* Work to complete *
For this exercise, repeat all of the material verbatim apart from its images.

* Dataset content *
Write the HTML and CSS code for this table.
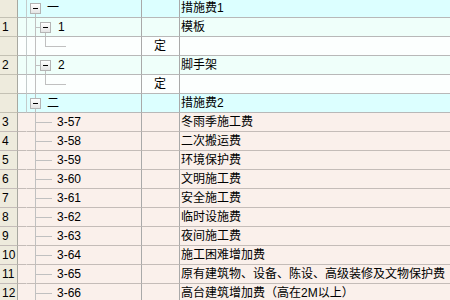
FILE: index.html
```html
<!DOCTYPE html>
<html>
<head>
<meta charset="utf-8">
<link rel="stylesheet" href="styles.css">
</head>
<body>
<div class="grid">
  <div class="row sec">
    <div class="c num"></div><div class="c gap"></div>
    <div class="c tree t-root"><div class="node lv1"><span class="box"></span><span class="lbl">一</span></div></div>
    <div class="c mid"></div><div class="c name">措施费1</div>
  </div>
  <div class="row sub">
    <div class="c num">1</div><div class="c gap"></div>
    <div class="c tree t-l2"><div class="node lv2"><span class="box"></span><span class="lbl">1</span></div></div>
    <div class="c mid"></div><div class="c name">模板</div>
  </div>
  <div class="row leaf">
    <div class="c num"></div><div class="c gap"></div>
    <div class="c tree t-leaf"></div>
    <div class="c mid">定</div><div class="c name"></div>
  </div>
  <div class="row sub">
    <div class="c num">2</div><div class="c gap"></div>
    <div class="c tree t-l2"><div class="node lv2"><span class="box"></span><span class="lbl">2</span></div></div>
    <div class="c mid"></div><div class="c name">脚手架</div>
  </div>
  <div class="row leaf">
    <div class="c num"></div><div class="c gap"></div>
    <div class="c tree t-leaf"></div>
    <div class="c mid">定</div><div class="c name"></div>
  </div>
  <div class="row sec">
    <div class="c num"></div><div class="c gap"></div>
    <div class="c tree t-root2"><div class="node lv1"><span class="box"></span><span class="lbl">二</span></div></div>
    <div class="c mid"></div><div class="c name">措施费2</div>
  </div>
  <div class="row item"><div class="c num">3</div><div class="c gap"></div><div class="c tree t-item"><span class="code">3-57</span></div><div class="c mid"></div><div class="c name">冬雨季施工费</div></div>
  <div class="row item"><div class="c num">4</div><div class="c gap"></div><div class="c tree t-item"><span class="code">3-58</span></div><div class="c mid"></div><div class="c name">二次搬运费</div></div>
  <div class="row item"><div class="c num">5</div><div class="c gap"></div><div class="c tree t-item"><span class="code">3-59</span></div><div class="c mid"></div><div class="c name">环境保护费</div></div>
  <div class="row item"><div class="c num">6</div><div class="c gap"></div><div class="c tree t-item"><span class="code">3-60</span></div><div class="c mid"></div><div class="c name">文明施工费</div></div>
  <div class="row item"><div class="c num">7</div><div class="c gap"></div><div class="c tree t-item"><span class="code">3-61</span></div><div class="c mid"></div><div class="c name">安全施工费</div></div>
  <div class="row item"><div class="c num">8</div><div class="c gap"></div><div class="c tree t-item"><span class="code">3-62</span></div><div class="c mid"></div><div class="c name">临时设施费</div></div>
  <div class="row item"><div class="c num">9</div><div class="c gap"></div><div class="c tree t-item"><span class="code">3-63</span></div><div class="c mid"></div><div class="c name">夜间施工费</div></div>
  <div class="row item"><div class="c num">10</div><div class="c gap"></div><div class="c tree t-item"><span class="code">3-64</span></div><div class="c mid"></div><div class="c name">施工困难增加费</div></div>
  <div class="row item"><div class="c num">11</div><div class="c gap"></div><div class="c tree t-item"><span class="code">3-65</span></div><div class="c mid"></div><div class="c name">原有建筑物、设备、陈设、高级装修及文物保护费</div></div>
  <div class="row item"><div class="c num">12</div><div class="c gap"></div><div class="c tree t-item"><span class="code">3-66</span></div><div class="c mid"></div><div class="c name">高台建筑增加费（高在2M以上）</div></div>
</div>
</body>
</html>
```
FILE: styles.css
```css
html, body {
  margin: 0;
  padding: 0;
  overflow: hidden;
  background: #ffffff;
}
body {
  font-family: "Liberation Sans", "Noto Sans CJK SC", sans-serif;
  font-size: 12px;
  color: #000;
}
.grid {
  margin-top: -1px;
  width: 450px;
}
.row {
  display: grid;
  grid-template-columns: 18px 9px 115px 38px 1fr;
  height: 19px;
}
.c {
  box-sizing: border-box;
  height: 19px;
  border-bottom: 1px solid #b8b8b8;
  border-right: 1px solid #a9a9a9;
  line-height: 18px;
  white-space: nowrap;
  overflow: hidden;
}
.c.name { border-right: none; padding-left: 1px; }
.c.num {
  background: #eeebdd;
  border-right-color: #a8a8a0;
  border-bottom-color: #c4c1b4;
  padding-left: 2px;
}
.c.gap { border-right-color: #c4cccc; }
.c.mid { text-align: center; padding-right: 1px; }

.sec .c:not(.num) { background-color: #dcffff; }
.sub .c:not(.num) { background-color: #effffa; }
.leaf .c:not(.num) { background-color: #fcfffe; }
.item .c:not(.num) { background-color: #faf0eb; }
.item .c { border-bottom-color: #c4bcb8; }
.item .c.gap { border-right-color: #faf0eb; }

/* tree lines */
.tree { background-repeat: no-repeat; }
.t-root {
  background-image: linear-gradient(#c0c0c0, #c0c0c0);
  background-position: 8px 9px;
  background-size: 1px 9px;
}
.t-root2 {
  background-image: linear-gradient(#c0c0c0, #c0c0c0);
  background-position: 8px 0;
  background-size: 1px 18px;
}
.t-l2 {
  background-image:
    linear-gradient(#c0c0c0, #c0c0c0),
    linear-gradient(#c0c0c0, #c0c0c0),
    linear-gradient(#c0c0c0, #c0c0c0);
  background-position: 8px 0, 8px 9px, 18px 9px;
  background-size: 1px 18px, 6px 1px, 1px 9px;
}
.t-leaf {
  background-image:
    linear-gradient(#c0c0c0, #c0c0c0),
    linear-gradient(#c0c0c0, #c0c0c0),
    linear-gradient(#c0c0c0, #c0c0c0);
  background-position: 8px 0, 18px 0, 18px 9px;
  background-size: 1px 18px, 1px 9px, 21px 1px;
}
.t-item {
  background-image:
    linear-gradient(#c0c0c0, #c0c0c0),
    linear-gradient(#c0c0c0, #c0c0c0);
  background-position: 8px 0, 8px 9px;
  background-size: 1px 18px, 17px 1px;
  padding-left: 30px;
}

.node {
  display: flex;
  align-items: center;
  height: 18px;
}
.node.lv1 { padding-left: 3px; }
.node.lv2 { padding-left: 13px; }
.box {
  box-sizing: border-box;
  width: 11px;
  height: 11px;
  border: 1px solid #b4b4b4;
  background: linear-gradient(#ffffff, #e4e4e4);
  display: flex;
  align-items: center;
  justify-content: center;
  flex: none;
}
.box::before {
  content: "";
  width: 5px;
  height: 1px;
  background: #000;
}
.lv1 .lbl { margin-left: 6px; }
.lv2 .lbl { margin-left: 7px; }
.code { letter-spacing: 0; }
```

* Full output *
Write the HTML and CSS code for this table.
FILE: index.html
```html
<!DOCTYPE html>
<html>
<head>
<meta charset="utf-8">
<link rel="stylesheet" href="styles.css">
</head>
<body>
<div class="grid">
  <div class="row sec">
    <div class="c num"></div><div class="c gap"></div>
    <div class="c tree t-root"><div class="node lv1"><span class="box"></span><span class="lbl">一</span></div></div>
    <div class="c mid"></div><div class="c name">措施费1</div>
  </div>
  <div class="row sub">
    <div class="c num">1</div><div class="c gap"></div>
    <div class="c tree t-l2"><div class="node lv2"><span class="box"></span><span class="lbl">1</span></div></div>
    <div class="c mid"></div><div class="c name">模板</div>
  </div>
  <div class="row leaf">
    <div class="c num"></div><div class="c gap"></div>
    <div class="c tree t-leaf"></div>
    <div class="c mid">定</div><div class="c name"></div>
  </div>
  <div class="row sub">
    <div class="c num">2</div><div class="c gap"></div>
    <div class="c tree t-l2"><div class="node lv2"><span class="box"></span><span class="lbl">2</span></div></div>
    <div class="c mid"></div><div class="c name">脚手架</div>
  </div>
  <div class="row leaf">
    <div class="c num"></div><div class="c gap"></div>
    <div class="c tree t-leaf"></div>
    <div class="c mid">定</div><div class="c name"></div>
  </div>
  <div class="row sec">
    <div class="c num"></div><div class="c gap"></div>
    <div class="c tree t-root2"><div class="node lv1"><span class="box"></span><span class="lbl">二</span></div></div>
    <div class="c mid"></div><div class="c name">措施费2</div>
  </div>
  <div class="row item"><div class="c num">3</div><div class="c gap"></div><div class="c tree t-item"><span class="code">3-57</span></div><div class="c mid"></div><div class="c name">冬雨季施工费</div></div>
  <div class="row item"><div class="c num">4</div><div class="c gap"></div><div class="c tree t-item"><span class="code">3-58</span></div><div class="c mid"></div><div class="c name">二次搬运费</div></div>
  <div class="row item"><div class="c num">5</div><div class="c gap"></div><div class="c tree t-item"><span class="code">3-59</span></div><div class="c mid"></div><div class="c name">环境保护费</div></div>
  <div class="row item"><div class="c num">6</div><div class="c gap"></div><div class="c tree t-item"><span class="code">3-60</span></div><div class="c mid"></div><div class="c name">文明施工费</div></div>
  <div class="row item"><div class="c num">7</div><div class="c gap"></div><div class="c tree t-item"><span class="code">3-61</span></div><div class="c mid"></div><div class="c name">安全施工费</div></div>
  <div class="row item"><div class="c num">8</div><div class="c gap"></div><div class="c tree t-item"><span class="code">3-62</span></div><div class="c mid"></div><div class="c name">临时设施费</div></div>
  <div class="row item"><div class="c num">9</div><div class="c gap"></div><div class="c tree t-item"><span class="code">3-63</span></div><div class="c mid"></div><div class="c name">夜间施工费</div></div>
  <div class="row item"><div class="c num">10</div><div class="c gap"></div><div class="c tree t-item"><span class="code">3-64</span></div><div class="c mid"></div><div class="c name">施工困难增加费</div></div>
  <div class="row item"><div class="c num">11</div><div class="c gap"></div><div class="c tree t-item"><span class="code">3-65</span></div><div class="c mid"></div><div class="c name">原有建筑物、设备、陈设、高级装修及文物保护费</div></div>
  <div class="row item"><div class="c num">12</div><div class="c gap"></div><div class="c tree t-item"><span class="code">3-66</span></div><div class="c mid"></div><div class="c name">高台建筑增加费（高在2M以上）</div></div>
</div>
</body>
</html>
```
FILE: styles.css
```css
html, body {
  margin: 0;
  padding: 0;
  overflow: hidden;
  background: #ffffff;
}
body {
  font-family: "Liberation Sans", "Noto Sans CJK SC", sans-serif;
  font-size: 12px;
  color: #000;
}
.grid {
  margin-top: -1px;
  width: 450px;
}
.row {
  display: grid;
  grid-template-columns: 18px 9px 115px 38px 1fr;
  height: 19px;
}
.c {
  box-sizing: border-box;
  height: 19px;
  border-bottom: 1px solid #b8b8b8;
  border-right: 1px solid #a9a9a9;
  line-height: 18px;
  white-space: nowrap;
  overflow: hidden;
}
.c.name { border-right: none; padding-left: 1px; }
.c.num {
  background: #eeebdd;
  border-right-color: #a8a8a0;
  border-bottom-color: #c4c1b4;
  padding-left: 2px;
}
.c.gap { border-right-color: #c4cccc; }
.c.mid { text-align: center; padding-right: 1px; }

.sec .c:not(.num) { background-color: #dcffff; }
.sub .c:not(.num) { background-color: #effffa; }
.leaf .c:not(.num) { background-color: #fcfffe; }
.item .c:not(.num) { background-color: #faf0eb; }
.item .c { border-bottom-color: #c4bcb8; }
.item .c.gap { border-right-color: #faf0eb; }

/* tree lines */
.tree { background-repeat: no-repeat; }
.t-root {
  background-image: linear-gradient(#c0c0c0, #c0c0c0);
  background-position: 8px 9px;
  background-size: 1px 9px;
}
.t-root2 {
  background-image: linear-gradient(#c0c0c0, #c0c0c0);
  background-position: 8px 0;
  background-size: 1px 18px;
}
.t-l2 {
  background-image:
    linear-gradient(#c0c0c0, #c0c0c0),
    linear-gradient(#c0c0c0, #c0c0c0),
    linear-gradient(#c0c0c0, #c0c0c0);
  background-position: 8px 0, 8px 9px, 18px 9px;
  background-size: 1px 18px, 6px 1px, 1px 9px;
}
.t-leaf {
  background-image:
    linear-gradient(#c0c0c0, #c0c0c0),
    linear-gradient(#c0c0c0, #c0c0c0),
    linear-gradient(#c0c0c0, #c0c0c0);
  background-position: 8px 0, 18px 0, 18px 9px;
  background-size: 1px 18px, 1px 9px, 21px 1px;
}
.t-item {
  background-image:
    linear-gradient(#c0c0c0, #c0c0c0),
    linear-gradient(#c0c0c0, #c0c0c0);
  background-position: 8px 0, 8px 9px;
  background-size: 1px 18px, 17px 1px;
  padding-left: 30px;
}

.node {
  display: flex;
  align-items: center;
  height: 18px;
}
.node.lv1 { padding-left: 3px; }
.node.lv2 { padding-left: 13px; }
.box {
  box-sizing: border-box;
  width: 11px;
  height: 11px;
  border: 1px solid #b4b4b4;
  background: linear-gradient(#ffffff, #e4e4e4);
  display: flex;
  align-items: center;
  justify-content: center;
  flex: none;
}
.box::before {
  content: "";
  width: 5px;
  height: 1px;
  background: #000;
}
.lv1 .lbl { margin-left: 6px; }
.lv2 .lbl { margin-left: 7px; }
.code { letter-spacing: 0; }
```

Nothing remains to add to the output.